→ Data provided:

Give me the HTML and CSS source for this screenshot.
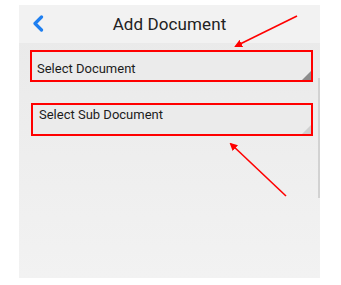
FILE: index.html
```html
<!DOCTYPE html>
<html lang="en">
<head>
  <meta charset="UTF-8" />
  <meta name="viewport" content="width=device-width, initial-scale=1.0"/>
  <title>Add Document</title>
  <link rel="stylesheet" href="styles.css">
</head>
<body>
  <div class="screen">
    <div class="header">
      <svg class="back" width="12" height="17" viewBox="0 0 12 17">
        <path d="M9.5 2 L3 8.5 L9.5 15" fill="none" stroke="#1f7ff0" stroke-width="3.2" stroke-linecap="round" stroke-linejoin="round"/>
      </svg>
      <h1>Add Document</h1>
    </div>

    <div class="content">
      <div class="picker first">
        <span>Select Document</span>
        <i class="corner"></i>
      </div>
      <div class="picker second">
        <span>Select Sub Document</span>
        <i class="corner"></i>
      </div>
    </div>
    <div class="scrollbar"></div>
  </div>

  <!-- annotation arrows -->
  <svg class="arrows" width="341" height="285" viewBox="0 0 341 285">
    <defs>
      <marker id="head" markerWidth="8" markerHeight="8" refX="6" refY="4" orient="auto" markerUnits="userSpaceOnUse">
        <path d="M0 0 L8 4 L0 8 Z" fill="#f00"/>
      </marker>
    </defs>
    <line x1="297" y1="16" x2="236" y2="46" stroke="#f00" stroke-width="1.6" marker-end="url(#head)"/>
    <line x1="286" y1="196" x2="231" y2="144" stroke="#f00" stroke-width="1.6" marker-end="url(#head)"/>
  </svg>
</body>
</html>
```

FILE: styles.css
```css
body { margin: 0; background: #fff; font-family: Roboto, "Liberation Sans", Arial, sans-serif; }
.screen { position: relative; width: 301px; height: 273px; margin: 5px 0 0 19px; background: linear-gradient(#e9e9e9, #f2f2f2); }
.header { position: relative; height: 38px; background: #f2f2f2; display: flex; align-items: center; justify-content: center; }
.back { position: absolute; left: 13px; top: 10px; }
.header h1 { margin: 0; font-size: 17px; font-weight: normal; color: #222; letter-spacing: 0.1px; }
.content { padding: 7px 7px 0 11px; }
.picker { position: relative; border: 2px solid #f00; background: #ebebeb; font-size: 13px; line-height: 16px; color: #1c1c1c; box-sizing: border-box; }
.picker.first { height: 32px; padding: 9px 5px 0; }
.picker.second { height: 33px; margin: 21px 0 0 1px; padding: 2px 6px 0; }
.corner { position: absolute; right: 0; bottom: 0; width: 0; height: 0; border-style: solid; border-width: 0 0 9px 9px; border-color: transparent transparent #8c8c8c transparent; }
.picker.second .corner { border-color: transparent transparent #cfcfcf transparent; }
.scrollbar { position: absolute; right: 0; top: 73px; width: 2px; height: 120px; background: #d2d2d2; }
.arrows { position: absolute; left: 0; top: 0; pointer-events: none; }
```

→ Instruction:
Omit the pictures and output all of the other material exactly.

→ Result for this exercise:
Give me the HTML and CSS source for this screenshot.
FILE: index.html
```html
<!DOCTYPE html>
<html lang="en">
<head>
  <meta charset="UTF-8" />
  <meta name="viewport" content="width=device-width, initial-scale=1.0"/>
  <title>Add Document</title>
  <link rel="stylesheet" href="styles.css">
</head>
<body>
  <div class="screen">
    <div class="header">
      <svg class="back" width="12" height="17" viewBox="0 0 12 17">
        <path d="M9.5 2 L3 8.5 L9.5 15" fill="none" stroke="#1f7ff0" stroke-width="3.2" stroke-linecap="round" stroke-linejoin="round"/>
      </svg>
      <h1>Add Document</h1>
    </div>

    <div class="content">
      <div class="picker first">
        <span>Select Document</span>
        <i class="corner"></i>
      </div>
      <div class="picker second">
        <span>Select Sub Document</span>
        <i class="corner"></i>
      </div>
    </div>
    <div class="scrollbar"></div>
  </div>

  <!-- annotation arrows -->
  <svg class="arrows" width="341" height="285" viewBox="0 0 341 285">
    <defs>
      <marker id="head" markerWidth="8" markerHeight="8" refX="6" refY="4" orient="auto" markerUnits="userSpaceOnUse">
        <path d="M0 0 L8 4 L0 8 Z" fill="#f00"/>
      </marker>
    </defs>
    <line x1="297" y1="16" x2="236" y2="46" stroke="#f00" stroke-width="1.6" marker-end="url(#head)"/>
    <line x1="286" y1="196" x2="231" y2="144" stroke="#f00" stroke-width="1.6" marker-end="url(#head)"/>
  </svg>
</body>
</html>
```

FILE: styles.css
```css
body { margin: 0; background: #fff; font-family: Roboto, "Liberation Sans", Arial, sans-serif; }
.screen { position: relative; width: 301px; height: 273px; margin: 5px 0 0 19px; background: linear-gradient(#e9e9e9, #f2f2f2); }
.header { position: relative; height: 38px; background: #f2f2f2; display: flex; align-items: center; justify-content: center; }
.back { position: absolute; left: 13px; top: 10px; }
.header h1 { margin: 0; font-size: 17px; font-weight: normal; color: #222; letter-spacing: 0.1px; }
.content { padding: 7px 7px 0 11px; }
.picker { position: relative; border: 2px solid #f00; background: #ebebeb; font-size: 13px; line-height: 16px; color: #1c1c1c; box-sizing: border-box; }
.picker.first { height: 32px; padding: 9px 5px 0; }
.picker.second { height: 33px; margin: 21px 0 0 1px; padding: 2px 6px 0; }
.corner { position: absolute; right: 0; bottom: 0; width: 0; height: 0; border-style: solid; border-width: 0 0 9px 9px; border-color: transparent transparent #8c8c8c transparent; }
.picker.second .corner { border-color: transparent transparent #cfcfcf transparent; }
.scrollbar { position: absolute; right: 0; top: 73px; width: 2px; height: 120px; background: #d2d2d2; }
.arrows { position: absolute; left: 0; top: 0; pointer-events: none; }
```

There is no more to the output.